We have some history north of the Bay. Nearly three centuries and a half ago, that doughty pirate and explorer, Sir Francis Drake, combing the Pacific for Spanish galleons, anchored in the bight formed by Point Reyes, on which to-day is one of the richest dairy regions in the world. Here, less than two decades after Drake, Sebastien Carmenon piled up on the rocks with a silk-laden galleon from the Philippines. And in this same bay of Drake, long afterward, the Russian fur-poachers rendezvous’d their bidarkas and stole in through the Golden Gate to the forbidden waters of San Francisco Bay.

Farther up the coast, in Sonoma County, we pilgrimaged to the sites of the Russian settlements. At Bodega Bay, south of what to-day is called Russian River, was their anchorage, while north of the river they built their fort. And much of Fort Ross still stands. Log-bastions, church, and stables hold their own, and so well, with rusty hinges creaking, that we warmed ourselves at the hundred-years-old double fireplace and slept under the hand-hewn roof beams still held together by spikes of hand-wrought iron.

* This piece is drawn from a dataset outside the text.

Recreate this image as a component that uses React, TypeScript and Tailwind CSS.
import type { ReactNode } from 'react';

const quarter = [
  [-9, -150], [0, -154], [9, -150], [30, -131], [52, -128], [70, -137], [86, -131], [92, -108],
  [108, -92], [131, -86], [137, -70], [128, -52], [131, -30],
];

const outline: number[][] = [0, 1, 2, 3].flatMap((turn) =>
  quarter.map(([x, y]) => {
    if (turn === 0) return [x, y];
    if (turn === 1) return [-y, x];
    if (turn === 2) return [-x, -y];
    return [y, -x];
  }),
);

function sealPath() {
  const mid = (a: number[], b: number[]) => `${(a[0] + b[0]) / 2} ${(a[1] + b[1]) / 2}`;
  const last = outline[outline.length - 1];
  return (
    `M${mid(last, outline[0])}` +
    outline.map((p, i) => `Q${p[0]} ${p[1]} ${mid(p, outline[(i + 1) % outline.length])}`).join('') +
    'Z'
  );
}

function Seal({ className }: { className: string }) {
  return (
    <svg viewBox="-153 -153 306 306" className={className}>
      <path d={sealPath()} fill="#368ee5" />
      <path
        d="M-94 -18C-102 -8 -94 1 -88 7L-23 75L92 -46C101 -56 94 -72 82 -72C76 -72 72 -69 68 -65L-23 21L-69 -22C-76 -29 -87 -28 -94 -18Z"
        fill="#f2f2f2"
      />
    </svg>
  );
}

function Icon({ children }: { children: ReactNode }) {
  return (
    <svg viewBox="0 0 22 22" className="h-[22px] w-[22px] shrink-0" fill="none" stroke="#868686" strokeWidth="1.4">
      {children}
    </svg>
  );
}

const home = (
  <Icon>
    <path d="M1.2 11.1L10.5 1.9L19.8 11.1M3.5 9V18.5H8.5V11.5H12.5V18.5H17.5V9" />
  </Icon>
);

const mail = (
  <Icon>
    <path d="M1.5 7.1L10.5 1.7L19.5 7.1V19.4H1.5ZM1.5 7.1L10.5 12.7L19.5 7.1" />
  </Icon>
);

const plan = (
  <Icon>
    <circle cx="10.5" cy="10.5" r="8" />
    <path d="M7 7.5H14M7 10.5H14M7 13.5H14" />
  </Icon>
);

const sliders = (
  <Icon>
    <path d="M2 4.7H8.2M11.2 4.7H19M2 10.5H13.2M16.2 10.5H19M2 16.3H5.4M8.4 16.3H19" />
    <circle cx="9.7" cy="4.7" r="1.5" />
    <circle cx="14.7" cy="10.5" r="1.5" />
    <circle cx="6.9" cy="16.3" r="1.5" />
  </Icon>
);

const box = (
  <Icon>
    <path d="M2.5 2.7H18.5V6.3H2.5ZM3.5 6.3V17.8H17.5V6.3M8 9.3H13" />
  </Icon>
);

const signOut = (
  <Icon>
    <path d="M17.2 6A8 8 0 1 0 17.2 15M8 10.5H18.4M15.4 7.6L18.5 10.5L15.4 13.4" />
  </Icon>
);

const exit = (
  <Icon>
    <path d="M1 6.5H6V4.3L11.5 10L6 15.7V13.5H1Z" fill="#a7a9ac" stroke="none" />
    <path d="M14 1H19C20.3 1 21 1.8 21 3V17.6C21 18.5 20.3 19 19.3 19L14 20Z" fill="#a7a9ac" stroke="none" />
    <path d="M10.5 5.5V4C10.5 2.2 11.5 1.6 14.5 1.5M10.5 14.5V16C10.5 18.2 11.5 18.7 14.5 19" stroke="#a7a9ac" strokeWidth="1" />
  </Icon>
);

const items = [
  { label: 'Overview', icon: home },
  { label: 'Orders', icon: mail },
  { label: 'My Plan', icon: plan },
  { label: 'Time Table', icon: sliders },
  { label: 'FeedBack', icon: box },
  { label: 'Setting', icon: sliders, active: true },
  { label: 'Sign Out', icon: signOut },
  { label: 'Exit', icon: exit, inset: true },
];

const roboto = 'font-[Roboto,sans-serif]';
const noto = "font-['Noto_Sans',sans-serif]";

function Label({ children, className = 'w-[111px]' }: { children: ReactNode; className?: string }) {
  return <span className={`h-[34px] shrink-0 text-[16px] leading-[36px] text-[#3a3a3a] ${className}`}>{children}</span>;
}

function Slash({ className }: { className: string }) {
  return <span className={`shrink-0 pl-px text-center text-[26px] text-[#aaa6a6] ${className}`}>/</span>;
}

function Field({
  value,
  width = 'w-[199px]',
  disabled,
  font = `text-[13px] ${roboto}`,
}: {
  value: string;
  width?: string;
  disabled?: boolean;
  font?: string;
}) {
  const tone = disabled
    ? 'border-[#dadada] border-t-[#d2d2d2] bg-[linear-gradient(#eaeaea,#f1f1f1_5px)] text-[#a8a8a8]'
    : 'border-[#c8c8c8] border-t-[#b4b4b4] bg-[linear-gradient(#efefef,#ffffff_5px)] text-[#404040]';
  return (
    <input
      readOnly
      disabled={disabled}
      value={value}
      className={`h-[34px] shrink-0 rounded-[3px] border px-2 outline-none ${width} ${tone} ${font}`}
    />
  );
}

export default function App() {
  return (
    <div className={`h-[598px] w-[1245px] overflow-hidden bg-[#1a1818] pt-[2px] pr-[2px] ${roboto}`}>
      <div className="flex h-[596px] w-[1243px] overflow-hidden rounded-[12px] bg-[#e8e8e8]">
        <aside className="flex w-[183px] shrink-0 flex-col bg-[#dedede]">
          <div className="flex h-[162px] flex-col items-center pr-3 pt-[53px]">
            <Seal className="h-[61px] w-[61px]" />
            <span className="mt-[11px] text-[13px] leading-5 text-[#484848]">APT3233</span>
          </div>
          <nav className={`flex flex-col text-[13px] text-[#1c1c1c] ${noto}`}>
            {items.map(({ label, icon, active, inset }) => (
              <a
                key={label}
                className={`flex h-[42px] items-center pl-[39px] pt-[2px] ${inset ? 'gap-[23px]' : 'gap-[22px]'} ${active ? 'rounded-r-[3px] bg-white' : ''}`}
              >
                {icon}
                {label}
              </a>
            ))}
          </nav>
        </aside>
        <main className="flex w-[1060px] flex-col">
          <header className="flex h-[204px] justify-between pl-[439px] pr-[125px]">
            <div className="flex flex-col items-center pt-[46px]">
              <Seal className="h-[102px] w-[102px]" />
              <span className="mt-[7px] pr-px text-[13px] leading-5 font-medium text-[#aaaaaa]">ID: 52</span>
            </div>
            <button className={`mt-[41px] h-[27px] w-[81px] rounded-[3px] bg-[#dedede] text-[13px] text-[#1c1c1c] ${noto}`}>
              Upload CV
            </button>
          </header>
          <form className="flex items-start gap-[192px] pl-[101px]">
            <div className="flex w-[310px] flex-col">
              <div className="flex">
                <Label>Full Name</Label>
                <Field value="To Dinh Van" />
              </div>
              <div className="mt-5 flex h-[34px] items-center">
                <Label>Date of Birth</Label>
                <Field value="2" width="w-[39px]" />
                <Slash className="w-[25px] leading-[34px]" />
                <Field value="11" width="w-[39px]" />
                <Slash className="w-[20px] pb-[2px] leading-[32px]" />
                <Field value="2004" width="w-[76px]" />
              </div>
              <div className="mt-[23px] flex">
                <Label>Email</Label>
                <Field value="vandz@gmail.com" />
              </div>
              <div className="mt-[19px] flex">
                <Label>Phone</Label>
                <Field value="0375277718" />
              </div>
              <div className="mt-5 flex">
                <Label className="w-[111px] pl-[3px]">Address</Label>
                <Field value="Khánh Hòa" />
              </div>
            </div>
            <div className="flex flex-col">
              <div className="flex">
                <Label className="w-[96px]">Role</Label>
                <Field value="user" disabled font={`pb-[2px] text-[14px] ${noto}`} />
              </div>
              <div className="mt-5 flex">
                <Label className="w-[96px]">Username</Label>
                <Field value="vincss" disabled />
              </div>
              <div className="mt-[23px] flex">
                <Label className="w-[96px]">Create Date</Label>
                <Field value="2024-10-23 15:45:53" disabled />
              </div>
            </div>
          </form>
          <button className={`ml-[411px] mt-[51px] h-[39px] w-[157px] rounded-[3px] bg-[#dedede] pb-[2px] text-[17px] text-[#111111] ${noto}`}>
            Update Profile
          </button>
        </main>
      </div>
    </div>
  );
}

We went to see where history had been made, and we saw scenery as well. One of our stretches in a day’s drive was from beautiful Inverness on Tomales Bay, down the Olema Valley to Bolinas Bay, along the eastern shore of that body of water to Willow Camp, and up over the sea-bluffs, around the bastions of Tamalpais, and down to Sausalito. From the head of Bolinas Bay to Willow Camp the drive on the edge of the beach, and actually, for half-mile stretches, in the waters of the bay itself, was a delightful experience. The wonderful part was to come. Very few San Franciscans, much less Californians, know of that drive from Willow Camp, to the south and east, along the poppy-blown cliffs, with the sea thundering in the sheer depths hundreds of feet below and the Golden Gate opening up ahead, disclosing smoky San Francisco on her many hills. Far off, blurred on the breast of the sea, can be seen the Farallones, which Sir Francis Drake passed on a S. W. course in the thick of what he describes as a “stynking fog.” Well might he call it that, and a few other names, for it was the fog that robbed him of the glory of discovering San Francisco Bay.